Records from a data collection
◇ ◇ ◇ ◇ ◇

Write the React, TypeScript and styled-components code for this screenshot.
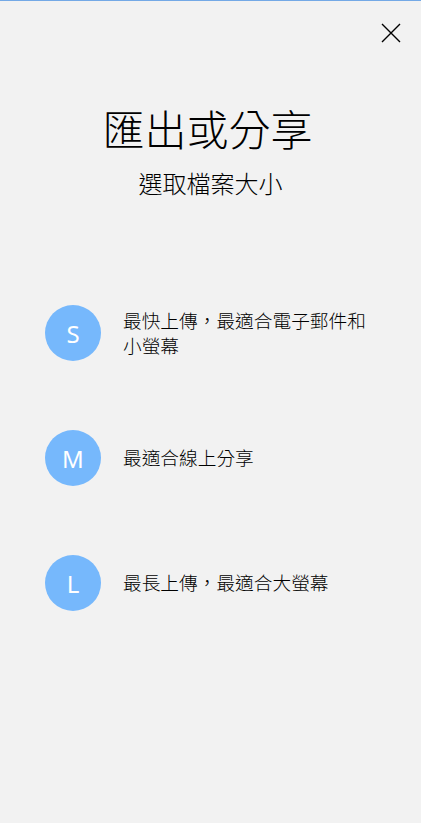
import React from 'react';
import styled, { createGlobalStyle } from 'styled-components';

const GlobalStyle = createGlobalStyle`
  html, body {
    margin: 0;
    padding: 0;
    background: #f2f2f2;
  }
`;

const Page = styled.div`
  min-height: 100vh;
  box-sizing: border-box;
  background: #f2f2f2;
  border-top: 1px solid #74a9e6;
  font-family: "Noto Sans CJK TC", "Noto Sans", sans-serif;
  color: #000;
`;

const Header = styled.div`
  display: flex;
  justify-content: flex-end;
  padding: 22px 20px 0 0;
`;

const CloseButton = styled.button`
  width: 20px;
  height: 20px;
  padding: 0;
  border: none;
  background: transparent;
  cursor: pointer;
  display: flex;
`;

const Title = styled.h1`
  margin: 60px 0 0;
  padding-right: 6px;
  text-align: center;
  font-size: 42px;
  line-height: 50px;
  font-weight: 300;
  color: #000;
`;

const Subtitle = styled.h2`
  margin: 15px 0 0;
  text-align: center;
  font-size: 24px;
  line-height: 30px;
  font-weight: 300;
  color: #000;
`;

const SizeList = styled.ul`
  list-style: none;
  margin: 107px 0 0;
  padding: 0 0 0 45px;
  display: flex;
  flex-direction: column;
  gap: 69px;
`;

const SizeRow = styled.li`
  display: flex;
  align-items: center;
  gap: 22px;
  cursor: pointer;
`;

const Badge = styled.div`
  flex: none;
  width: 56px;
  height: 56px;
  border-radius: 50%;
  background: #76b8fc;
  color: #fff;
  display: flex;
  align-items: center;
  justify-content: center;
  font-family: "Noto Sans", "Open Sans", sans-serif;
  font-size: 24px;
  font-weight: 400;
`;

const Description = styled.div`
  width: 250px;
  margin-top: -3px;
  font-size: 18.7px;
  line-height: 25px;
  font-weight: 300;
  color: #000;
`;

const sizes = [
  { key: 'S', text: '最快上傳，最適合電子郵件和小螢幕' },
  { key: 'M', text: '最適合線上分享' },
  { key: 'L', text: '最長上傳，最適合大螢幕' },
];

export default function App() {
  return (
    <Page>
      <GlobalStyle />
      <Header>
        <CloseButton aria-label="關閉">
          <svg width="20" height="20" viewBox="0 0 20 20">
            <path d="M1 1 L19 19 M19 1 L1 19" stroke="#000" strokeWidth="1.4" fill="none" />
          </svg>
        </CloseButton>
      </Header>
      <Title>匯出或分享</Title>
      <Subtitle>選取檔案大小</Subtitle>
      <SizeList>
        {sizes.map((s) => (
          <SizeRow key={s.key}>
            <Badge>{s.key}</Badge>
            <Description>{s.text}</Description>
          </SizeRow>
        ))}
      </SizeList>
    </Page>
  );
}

◇ ◇ ◇ ◇ ◇

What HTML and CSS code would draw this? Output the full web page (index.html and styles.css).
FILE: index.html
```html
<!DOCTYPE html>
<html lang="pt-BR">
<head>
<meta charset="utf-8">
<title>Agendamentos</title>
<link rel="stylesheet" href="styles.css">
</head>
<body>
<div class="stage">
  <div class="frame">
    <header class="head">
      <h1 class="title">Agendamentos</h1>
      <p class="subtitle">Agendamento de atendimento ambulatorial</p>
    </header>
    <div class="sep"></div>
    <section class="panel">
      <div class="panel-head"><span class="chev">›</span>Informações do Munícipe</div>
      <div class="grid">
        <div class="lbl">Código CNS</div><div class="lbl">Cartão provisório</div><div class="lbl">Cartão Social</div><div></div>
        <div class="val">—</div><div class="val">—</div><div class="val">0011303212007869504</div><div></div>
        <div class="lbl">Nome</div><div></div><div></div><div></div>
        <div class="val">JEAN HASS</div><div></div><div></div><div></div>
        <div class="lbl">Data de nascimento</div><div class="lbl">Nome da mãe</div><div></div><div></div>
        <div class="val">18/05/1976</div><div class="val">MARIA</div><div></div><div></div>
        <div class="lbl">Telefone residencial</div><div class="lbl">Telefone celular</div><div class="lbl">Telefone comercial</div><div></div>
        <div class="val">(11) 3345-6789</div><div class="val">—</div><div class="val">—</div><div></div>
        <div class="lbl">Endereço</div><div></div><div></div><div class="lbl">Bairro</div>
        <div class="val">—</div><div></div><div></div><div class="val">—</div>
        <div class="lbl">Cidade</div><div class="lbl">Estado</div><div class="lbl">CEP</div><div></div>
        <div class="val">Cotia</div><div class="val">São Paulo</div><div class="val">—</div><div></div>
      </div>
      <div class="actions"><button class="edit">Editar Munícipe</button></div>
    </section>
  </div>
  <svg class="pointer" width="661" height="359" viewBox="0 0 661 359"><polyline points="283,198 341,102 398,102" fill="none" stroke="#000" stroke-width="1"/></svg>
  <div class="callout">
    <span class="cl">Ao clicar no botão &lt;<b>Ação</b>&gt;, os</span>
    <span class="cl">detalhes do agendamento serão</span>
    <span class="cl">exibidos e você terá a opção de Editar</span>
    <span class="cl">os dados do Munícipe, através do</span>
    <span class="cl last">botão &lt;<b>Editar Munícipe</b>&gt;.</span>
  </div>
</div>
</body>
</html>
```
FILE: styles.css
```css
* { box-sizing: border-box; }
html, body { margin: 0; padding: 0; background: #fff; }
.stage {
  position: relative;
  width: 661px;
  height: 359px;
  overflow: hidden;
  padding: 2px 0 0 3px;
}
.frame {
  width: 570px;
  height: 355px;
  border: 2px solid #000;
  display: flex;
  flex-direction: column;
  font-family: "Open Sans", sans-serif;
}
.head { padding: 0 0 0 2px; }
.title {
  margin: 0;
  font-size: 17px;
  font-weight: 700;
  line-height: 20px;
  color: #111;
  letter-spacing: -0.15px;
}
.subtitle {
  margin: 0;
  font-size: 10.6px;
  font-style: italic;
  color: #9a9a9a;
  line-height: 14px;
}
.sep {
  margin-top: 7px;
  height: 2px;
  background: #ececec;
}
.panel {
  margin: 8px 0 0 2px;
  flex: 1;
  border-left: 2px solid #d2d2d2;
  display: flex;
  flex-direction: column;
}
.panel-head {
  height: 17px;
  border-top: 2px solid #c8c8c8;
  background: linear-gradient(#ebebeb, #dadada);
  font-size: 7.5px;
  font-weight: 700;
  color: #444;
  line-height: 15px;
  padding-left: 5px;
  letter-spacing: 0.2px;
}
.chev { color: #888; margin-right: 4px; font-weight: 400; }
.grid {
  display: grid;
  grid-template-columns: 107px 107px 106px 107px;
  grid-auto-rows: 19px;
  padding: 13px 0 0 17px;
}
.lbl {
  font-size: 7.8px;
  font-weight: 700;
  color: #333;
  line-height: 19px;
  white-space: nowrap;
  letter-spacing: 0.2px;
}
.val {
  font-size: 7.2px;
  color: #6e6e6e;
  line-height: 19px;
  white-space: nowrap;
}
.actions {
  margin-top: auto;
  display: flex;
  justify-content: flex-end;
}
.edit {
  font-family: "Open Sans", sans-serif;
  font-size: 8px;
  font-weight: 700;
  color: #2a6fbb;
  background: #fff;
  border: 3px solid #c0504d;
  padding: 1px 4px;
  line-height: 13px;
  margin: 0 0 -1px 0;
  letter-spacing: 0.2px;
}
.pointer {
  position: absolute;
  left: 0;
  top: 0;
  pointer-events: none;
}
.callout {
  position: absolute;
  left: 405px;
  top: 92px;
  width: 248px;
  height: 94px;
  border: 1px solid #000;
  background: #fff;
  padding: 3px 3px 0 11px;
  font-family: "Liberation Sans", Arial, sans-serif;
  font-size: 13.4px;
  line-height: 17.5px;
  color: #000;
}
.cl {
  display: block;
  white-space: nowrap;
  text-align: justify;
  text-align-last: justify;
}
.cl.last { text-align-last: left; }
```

◇ ◇ ◇ ◇ ◇

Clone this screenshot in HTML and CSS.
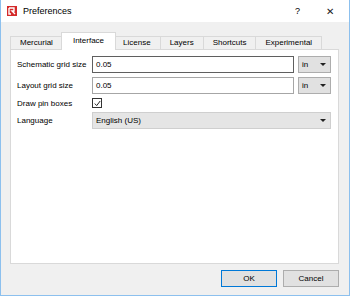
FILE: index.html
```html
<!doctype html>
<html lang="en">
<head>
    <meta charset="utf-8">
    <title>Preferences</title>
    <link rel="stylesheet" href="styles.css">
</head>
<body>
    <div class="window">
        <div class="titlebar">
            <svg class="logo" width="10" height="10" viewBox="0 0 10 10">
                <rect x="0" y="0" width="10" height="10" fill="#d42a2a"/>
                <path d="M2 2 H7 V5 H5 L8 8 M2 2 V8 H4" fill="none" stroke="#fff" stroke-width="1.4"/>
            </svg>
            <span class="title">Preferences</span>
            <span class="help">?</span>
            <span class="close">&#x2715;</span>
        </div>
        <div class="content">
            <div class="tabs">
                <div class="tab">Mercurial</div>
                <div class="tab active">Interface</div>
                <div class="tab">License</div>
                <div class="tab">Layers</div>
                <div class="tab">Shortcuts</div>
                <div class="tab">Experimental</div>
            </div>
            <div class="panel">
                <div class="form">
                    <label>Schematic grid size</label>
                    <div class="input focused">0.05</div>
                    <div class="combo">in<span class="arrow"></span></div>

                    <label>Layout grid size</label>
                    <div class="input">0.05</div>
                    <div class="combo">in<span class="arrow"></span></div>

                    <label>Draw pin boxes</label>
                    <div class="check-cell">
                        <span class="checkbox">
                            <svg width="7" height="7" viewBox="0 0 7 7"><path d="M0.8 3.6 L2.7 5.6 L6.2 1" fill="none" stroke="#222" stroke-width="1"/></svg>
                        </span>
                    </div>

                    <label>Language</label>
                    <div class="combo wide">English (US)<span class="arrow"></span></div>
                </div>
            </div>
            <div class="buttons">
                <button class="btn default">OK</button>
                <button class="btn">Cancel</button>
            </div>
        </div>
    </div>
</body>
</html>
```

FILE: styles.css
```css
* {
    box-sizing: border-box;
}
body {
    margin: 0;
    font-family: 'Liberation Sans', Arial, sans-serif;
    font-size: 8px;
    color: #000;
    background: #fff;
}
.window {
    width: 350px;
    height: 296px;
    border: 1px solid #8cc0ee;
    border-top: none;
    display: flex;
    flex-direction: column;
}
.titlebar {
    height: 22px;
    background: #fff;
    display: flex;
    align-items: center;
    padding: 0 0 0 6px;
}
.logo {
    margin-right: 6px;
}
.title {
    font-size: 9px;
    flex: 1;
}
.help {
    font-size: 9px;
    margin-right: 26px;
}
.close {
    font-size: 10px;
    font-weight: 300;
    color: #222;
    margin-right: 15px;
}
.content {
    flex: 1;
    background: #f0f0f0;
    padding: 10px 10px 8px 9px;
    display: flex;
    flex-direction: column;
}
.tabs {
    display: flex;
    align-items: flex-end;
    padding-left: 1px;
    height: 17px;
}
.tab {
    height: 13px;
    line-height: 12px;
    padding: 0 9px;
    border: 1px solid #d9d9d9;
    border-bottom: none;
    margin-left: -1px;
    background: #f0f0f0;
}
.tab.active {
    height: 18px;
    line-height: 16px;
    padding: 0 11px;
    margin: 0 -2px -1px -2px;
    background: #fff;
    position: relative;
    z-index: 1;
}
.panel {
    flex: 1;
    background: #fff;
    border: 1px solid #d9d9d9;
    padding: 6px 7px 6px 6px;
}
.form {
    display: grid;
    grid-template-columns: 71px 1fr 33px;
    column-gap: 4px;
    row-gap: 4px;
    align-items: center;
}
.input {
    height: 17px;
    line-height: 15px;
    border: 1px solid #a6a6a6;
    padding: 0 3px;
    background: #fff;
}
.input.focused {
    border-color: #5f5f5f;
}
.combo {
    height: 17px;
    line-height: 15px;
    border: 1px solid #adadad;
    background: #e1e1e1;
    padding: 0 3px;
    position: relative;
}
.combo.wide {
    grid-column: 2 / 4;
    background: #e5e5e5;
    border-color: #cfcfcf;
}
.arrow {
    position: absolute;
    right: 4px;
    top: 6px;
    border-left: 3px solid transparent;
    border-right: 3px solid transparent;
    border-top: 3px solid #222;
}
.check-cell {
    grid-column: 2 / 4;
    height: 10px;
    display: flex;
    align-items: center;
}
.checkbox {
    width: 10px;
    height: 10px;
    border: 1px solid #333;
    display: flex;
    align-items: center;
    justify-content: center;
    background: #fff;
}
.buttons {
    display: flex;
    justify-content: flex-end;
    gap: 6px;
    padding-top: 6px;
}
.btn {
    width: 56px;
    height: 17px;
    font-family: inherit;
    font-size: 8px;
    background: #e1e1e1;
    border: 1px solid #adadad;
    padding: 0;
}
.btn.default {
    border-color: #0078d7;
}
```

◇ ◇ ◇ ◇ ◇

A line counts if it holds the word "styled". Work out how many lines in the listing count, and give only that number.

| Answer to the exercise |
11